National Review, August 8, 2005

The Guardian, Britain's leading left-wing newspaper, has--naturally!--a policy of "diversity" in hiring newsroom staff. One of their recent "diversity" hires was a bright 22-year-old named Dilpazier Aslam, a British-born person of the Muslim persuasion. A few days after the London bombings, Aslam wrote a nasty little column taking a moral-equivalence line on the attacks, with many indignant references to Fallujah and the weeping mothers of Iraq.

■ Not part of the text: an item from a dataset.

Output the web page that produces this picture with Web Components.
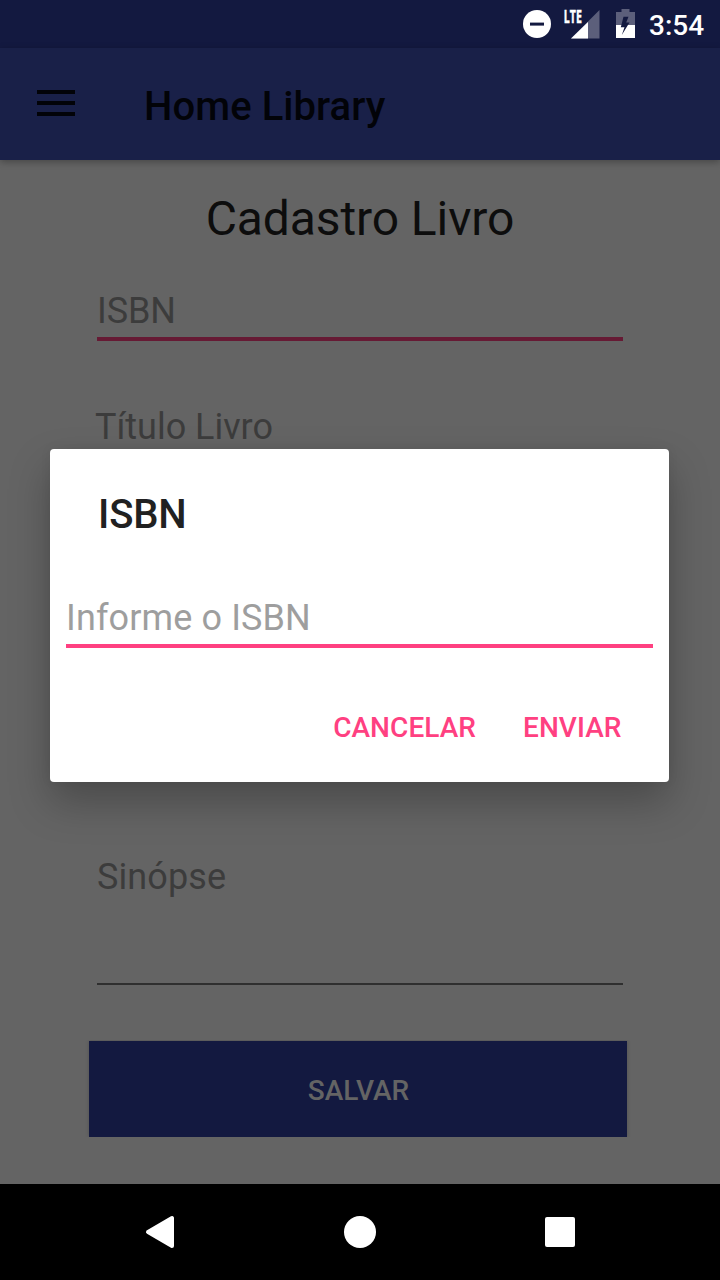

Young British Muslims, Aslam exulted, are much more willing to rock the boat (a euphemism, presumably, for "blow up the bus") than their cowed, compromising elders. A few days later we learned from an Internet blogger--and the Guardian confirmed--that Aslam belongs to Hizb ut-Tahrir ("Party of Liberation"), a jihadist faction seeking to establish a world Islamic state under sharia law. Hizb ut-Tahrir is illegal in several European countries, but not in Britain. The Guardian is refusing to fire Aslam, apparently because it is unwilling to take even the smallest step back from its treasured "diversity," even when this diversity embraces ideologues who dream of a world as un-diverse as it could possibly be, and who see nothing wrong with terrorism as a means to advance their cause.